Work to do: Copy each line below that includes "styles".
::: Dataset records :::
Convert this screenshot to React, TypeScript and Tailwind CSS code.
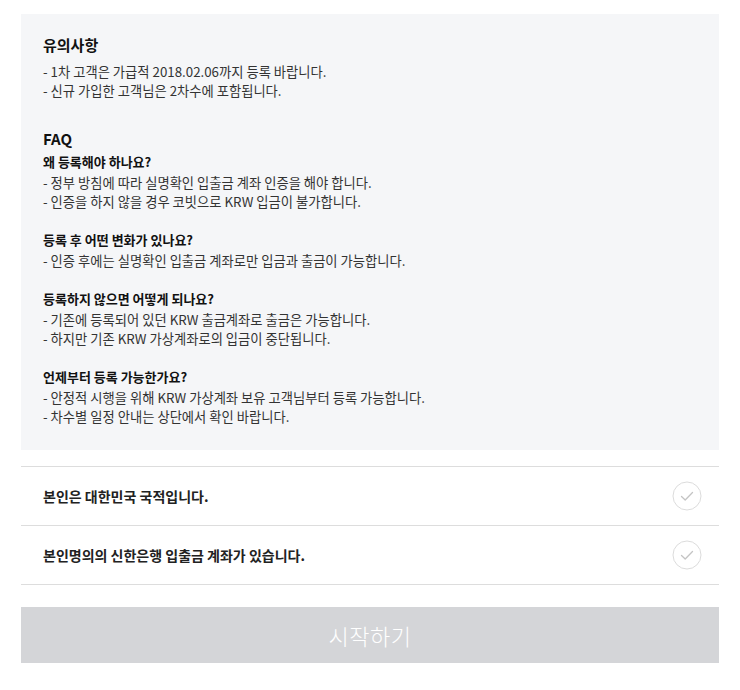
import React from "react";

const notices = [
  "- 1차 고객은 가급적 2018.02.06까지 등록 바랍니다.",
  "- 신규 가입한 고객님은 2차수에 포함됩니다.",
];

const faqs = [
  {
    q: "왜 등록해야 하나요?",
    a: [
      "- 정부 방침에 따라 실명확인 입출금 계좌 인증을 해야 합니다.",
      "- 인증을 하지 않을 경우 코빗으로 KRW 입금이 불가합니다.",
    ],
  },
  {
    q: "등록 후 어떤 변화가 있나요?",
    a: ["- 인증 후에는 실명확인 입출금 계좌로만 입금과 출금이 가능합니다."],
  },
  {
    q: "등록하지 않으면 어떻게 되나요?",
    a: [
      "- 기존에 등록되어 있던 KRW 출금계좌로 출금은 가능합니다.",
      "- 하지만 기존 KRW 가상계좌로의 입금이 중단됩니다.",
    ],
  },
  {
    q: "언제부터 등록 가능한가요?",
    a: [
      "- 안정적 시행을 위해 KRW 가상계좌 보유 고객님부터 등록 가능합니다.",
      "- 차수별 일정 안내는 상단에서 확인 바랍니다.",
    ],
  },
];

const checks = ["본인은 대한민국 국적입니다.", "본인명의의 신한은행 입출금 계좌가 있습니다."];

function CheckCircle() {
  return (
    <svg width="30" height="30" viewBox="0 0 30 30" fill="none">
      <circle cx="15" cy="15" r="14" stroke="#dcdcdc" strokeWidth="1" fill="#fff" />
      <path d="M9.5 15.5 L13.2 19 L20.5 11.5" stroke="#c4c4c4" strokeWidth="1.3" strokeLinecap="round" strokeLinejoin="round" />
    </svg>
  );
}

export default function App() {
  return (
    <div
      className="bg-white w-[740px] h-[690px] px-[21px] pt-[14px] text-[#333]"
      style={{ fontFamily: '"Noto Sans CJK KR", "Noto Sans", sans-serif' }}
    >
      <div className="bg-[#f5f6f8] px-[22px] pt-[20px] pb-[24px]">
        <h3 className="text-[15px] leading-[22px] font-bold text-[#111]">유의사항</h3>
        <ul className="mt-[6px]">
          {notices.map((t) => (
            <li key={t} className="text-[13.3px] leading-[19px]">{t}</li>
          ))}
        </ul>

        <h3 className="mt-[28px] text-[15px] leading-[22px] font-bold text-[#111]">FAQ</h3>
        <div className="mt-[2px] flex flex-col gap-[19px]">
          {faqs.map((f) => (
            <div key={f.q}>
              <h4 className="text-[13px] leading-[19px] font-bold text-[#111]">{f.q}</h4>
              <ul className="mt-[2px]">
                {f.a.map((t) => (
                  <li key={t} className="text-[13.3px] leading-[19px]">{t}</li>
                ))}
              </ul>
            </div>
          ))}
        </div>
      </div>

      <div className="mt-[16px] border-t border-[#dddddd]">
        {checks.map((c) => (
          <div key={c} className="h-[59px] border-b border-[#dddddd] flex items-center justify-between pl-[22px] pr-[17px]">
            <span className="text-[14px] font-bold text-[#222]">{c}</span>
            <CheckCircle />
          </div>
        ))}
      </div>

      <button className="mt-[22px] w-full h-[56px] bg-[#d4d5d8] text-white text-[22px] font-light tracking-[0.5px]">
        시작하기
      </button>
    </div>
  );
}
:::
::: Dataset records :::
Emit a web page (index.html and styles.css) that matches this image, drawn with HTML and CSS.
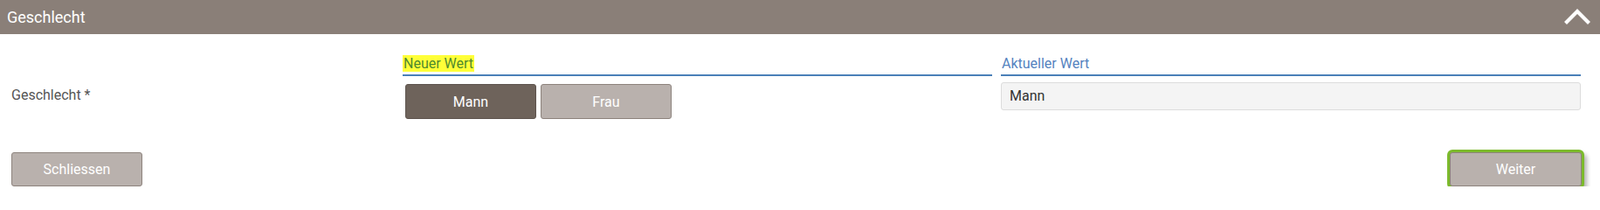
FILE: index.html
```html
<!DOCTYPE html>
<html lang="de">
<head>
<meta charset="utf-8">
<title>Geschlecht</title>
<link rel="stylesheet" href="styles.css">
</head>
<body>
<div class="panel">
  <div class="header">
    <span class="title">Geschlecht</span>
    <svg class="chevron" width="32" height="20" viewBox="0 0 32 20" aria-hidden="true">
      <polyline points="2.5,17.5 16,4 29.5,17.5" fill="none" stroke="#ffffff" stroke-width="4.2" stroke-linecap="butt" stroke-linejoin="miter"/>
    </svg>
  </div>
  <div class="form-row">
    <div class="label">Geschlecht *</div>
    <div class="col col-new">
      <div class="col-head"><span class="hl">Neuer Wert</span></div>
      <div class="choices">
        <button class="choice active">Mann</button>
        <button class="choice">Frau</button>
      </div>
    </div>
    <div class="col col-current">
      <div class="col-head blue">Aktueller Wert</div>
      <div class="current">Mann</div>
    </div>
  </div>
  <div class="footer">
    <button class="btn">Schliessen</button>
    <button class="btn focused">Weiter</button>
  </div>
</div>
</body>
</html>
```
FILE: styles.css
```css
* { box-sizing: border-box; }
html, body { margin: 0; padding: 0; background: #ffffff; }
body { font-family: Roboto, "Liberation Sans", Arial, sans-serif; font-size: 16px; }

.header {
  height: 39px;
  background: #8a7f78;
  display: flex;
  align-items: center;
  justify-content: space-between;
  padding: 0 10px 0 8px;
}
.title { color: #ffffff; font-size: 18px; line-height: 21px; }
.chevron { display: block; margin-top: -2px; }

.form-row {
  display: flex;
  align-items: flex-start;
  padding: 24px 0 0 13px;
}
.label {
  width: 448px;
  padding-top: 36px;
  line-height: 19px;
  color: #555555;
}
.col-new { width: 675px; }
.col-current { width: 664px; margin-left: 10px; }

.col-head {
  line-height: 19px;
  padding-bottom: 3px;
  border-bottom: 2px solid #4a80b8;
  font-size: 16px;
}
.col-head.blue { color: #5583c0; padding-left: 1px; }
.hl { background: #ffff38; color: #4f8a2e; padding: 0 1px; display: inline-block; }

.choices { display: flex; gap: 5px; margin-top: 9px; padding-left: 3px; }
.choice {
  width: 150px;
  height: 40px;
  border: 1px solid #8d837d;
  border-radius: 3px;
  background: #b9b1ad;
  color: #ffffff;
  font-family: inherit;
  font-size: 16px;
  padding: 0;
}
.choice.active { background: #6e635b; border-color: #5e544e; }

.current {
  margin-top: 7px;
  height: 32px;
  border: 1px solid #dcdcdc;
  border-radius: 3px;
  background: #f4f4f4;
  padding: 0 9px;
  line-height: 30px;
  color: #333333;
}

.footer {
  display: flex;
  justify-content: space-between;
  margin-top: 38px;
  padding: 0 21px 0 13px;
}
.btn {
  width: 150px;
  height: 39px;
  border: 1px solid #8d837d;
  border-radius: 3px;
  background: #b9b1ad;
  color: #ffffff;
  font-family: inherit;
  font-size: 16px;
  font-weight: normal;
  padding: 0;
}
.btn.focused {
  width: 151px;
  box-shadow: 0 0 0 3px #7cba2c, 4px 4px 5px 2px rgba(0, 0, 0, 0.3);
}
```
:::
Completed task:
Emit a web page (index.html and styles.css) that matches this image, drawn with HTML and CSS.
<link rel="stylesheet" href="styles.css">
FILE: styles.css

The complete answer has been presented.